Before becoming America’s favorite game show, “Jeopardy!” was a “very unusual” trivia competition vying for a spot on NBC.
The multi-generational series premiered on March 30, 1964, with host Art Fleming, meaning “Danger!” just turned 58 years old. To celebrate the anniversary of its launch – and after a headline year for the 39-time Emmy-winning show – “Jeopardy!” has opened up its vault to finally share the never-aired pilot, which was filmed just before its television premiere.
Aside from the addition of color and its evolving set aesthetic, little has changed about the show, including the iconic “Final Jeopardy!” music.

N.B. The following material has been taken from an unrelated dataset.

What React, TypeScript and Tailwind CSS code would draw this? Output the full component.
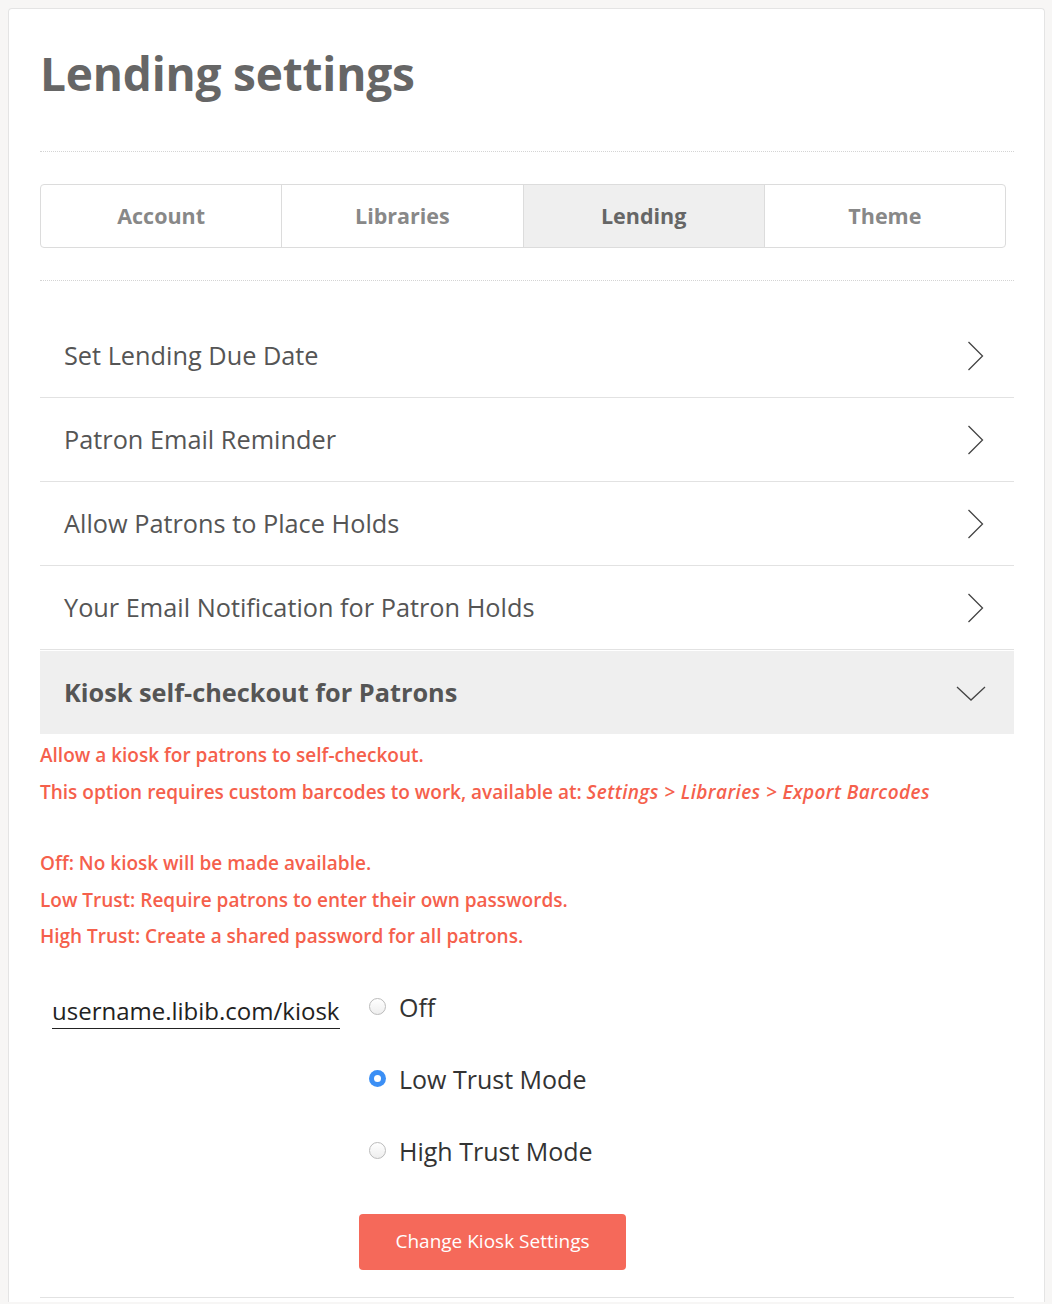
import React, { useState } from "react";

const tabs = ["Account", "Libraries", "Lending", "Theme"];

const rows = [
  "Set Lending Due Date",
  "Patron Email Reminder",
  "Allow Patrons to Place Holds",
  "Your Email Notification for Patron Holds",
];

const ChevronRight = () => (
  <svg width="17" height="30" viewBox="0 0 17 30" fill="none">
    <polyline points="1.5,1 15.5,15 1.5,29" stroke="#444" strokeWidth="1.3" />
  </svg>
);

const ChevronDown = () => (
  <svg width="30" height="18" viewBox="0 0 30 18" fill="none">
    <polyline points="1,3 15,16 29,3" stroke="#444" strokeWidth="1.3" />
  </svg>
);

const modes = ["Off", "Low Trust Mode", "High Trust Mode"];

export default function App() {
  const [mode, setMode] = useState("Low Trust Mode");

  return (
    <div
      className="min-h-[1304px] bg-[#f7f6f5] pt-2 px-2"
      style={{ fontFamily: '"Open Sans", sans-serif' }}
    >
      <div className="w-[1037px] rounded-t border border-[#e4e4e4] border-b-0 bg-white px-[31px] pb-1">
        <h1 className="pt-[32px] pb-[46px] text-[46px] font-bold leading-[64px] text-[#666] tracking-[-0.2px]">
          Lending settings
        </h1>

        <div className="border-t border-dotted border-[#d4d4d4] w-[974px]" />

        <div className="mt-8 flex h-16 w-[966px] overflow-hidden rounded border border-[#dcdcdc]">
          {tabs.map((t, i) => (
            <div
              key={t}
              className={`flex flex-1 items-center justify-center text-[21.5px] font-bold ${
                i > 0 ? "border-l border-[#dcdcdc]" : ""
              } ${t === "Lending" ? "bg-[#efefef] text-[#666]" : "text-[#888]"}`}
            >
              {t}
            </div>
          ))}
        </div>

        <div className="mt-8 border-t border-dotted border-[#d4d4d4] w-[974px]" />

        <div className="mt-[33px] w-[974px]">
          {rows.map((r) => (
            <div
              key={r}
              className="flex h-[84px] items-center justify-between border-b border-[#e2e2e2] pl-6 pr-[30px]"
            >
              <span className="text-[25.3px] text-[#555]">{r}</span>
              <ChevronRight />
            </div>
          ))}
          <div className="mt-px flex h-[83px] items-center justify-between bg-[#efefef] pl-6 pr-7">
            <span className="text-[25.3px] font-bold text-[#555]">
              Kiosk self-checkout for Patrons
            </span>
            <ChevronDown />
          </div>
        </div>

        <div className="pt-[3px] text-[19px] font-semibold leading-[36.5px] text-[#f5604c]">
          <p>Allow a kiosk for patrons to self-checkout.</p>
          <p>
            This option requires custom barcodes to work, available at:{" "}
            <em className="tracking-[0.4px]">Settings &gt; Libraries &gt; Export Barcodes</em>
          </p>
          <p className="mt-[35px]">Off: No kiosk will be made available.</p>
          <p>Low Trust: Require patrons to enter their own passwords.</p>
          <p>High Trust: Create a shared password for all patrons.</p>
        </div>

        <div className="mt-[40px] flex">
          <div className="ml-3 w-[288px]">
            <div className="border-b border-[#222] pb-[1px] text-[24px] leading-[32px] text-[#222]">
              username.libib.com/kiosk
            </div>
          </div>
          <div className="ml-[29px] flex flex-col">
            {modes.map((m, i) => (
              <label
                key={m}
                className={`flex cursor-pointer items-center ${i > 0 ? "mt-[40px]" : "-mt-[4px]"}`}
                onClick={() => setMode(m)}
              >
                {mode === m ? (
                  <span className="flex h-[17px] w-[17px] items-center justify-center rounded-full bg-[#3b8ff5]">
                    <span className="h-[7px] w-[7px] rounded-full bg-white" />
                  </span>
                ) : (
                  <span className="h-[17px] w-[17px] rounded-full border border-[#bbb] bg-gradient-to-b from-white to-[#eee]" />
                )}
                <span className="ml-[13px] text-[25px] leading-[32px] text-[#333]">{m}</span>
              </label>
            ))}
            <button className="-ml-[10px] mt-[47px] h-[56px] w-[267px] rounded bg-[#f5695a] text-[19px] text-white">
              Change Kiosk Settings
            </button>
          </div>
        </div>

        <div className="mt-[27px] border-b border-[#e2e2e2] w-[974px]" />
      </div>
    </div>
  );
}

Fleming, who hosted between 1964 and 1979, introduced potential viewers to the all-new format. “It’s a very unusual question and answer show, you know. We give the participants the answers and all they have to do is make up the question,” he says with a grin.
And as usual, three players are introduced to the audience right at the beginning of the program. But despite her believably whimsical lineup of contestants — including a “Connecticut artist” who’s a hobby plumber and a woman who met her husband “on HAM radio” — the featured “returning champion” reveals that the pilot was never intended to be broadcast.
“It was written to show what the game would be like with a returning champion,” the show explained in a comment on YouTube.
Further down the line, additional details point to their pre-planned responses—designed to show how mistakes and blunders could play out.
“While we’re not sure, it feels like contestants were instructed to use wrong answers on Final Jeopardy! to give,” they reported. “William Penn’s obviously wrong answers and ‘famous monster’s’ ‘non-specific’ answer was a way for the production to show how Final Jeopardy! could play out in different scenarios. It’s also interesting that Art didn’t “pay off” the Dracula answer until well after the game ended.”
The show has made several other tweaks over the years, its YouTube comments noted. The answer hints are longer, players have a little less time to spit out their question, and the losing participant gets a little more game advantage. They also switched from sitting to standing – to look more “assertive” – when Alex Trebek took over the helm in 1984 after a five-year hiatus from broadcasting.
The biggest change, of course, has been the inflation rate – a stunning 819.46% increase since 1964.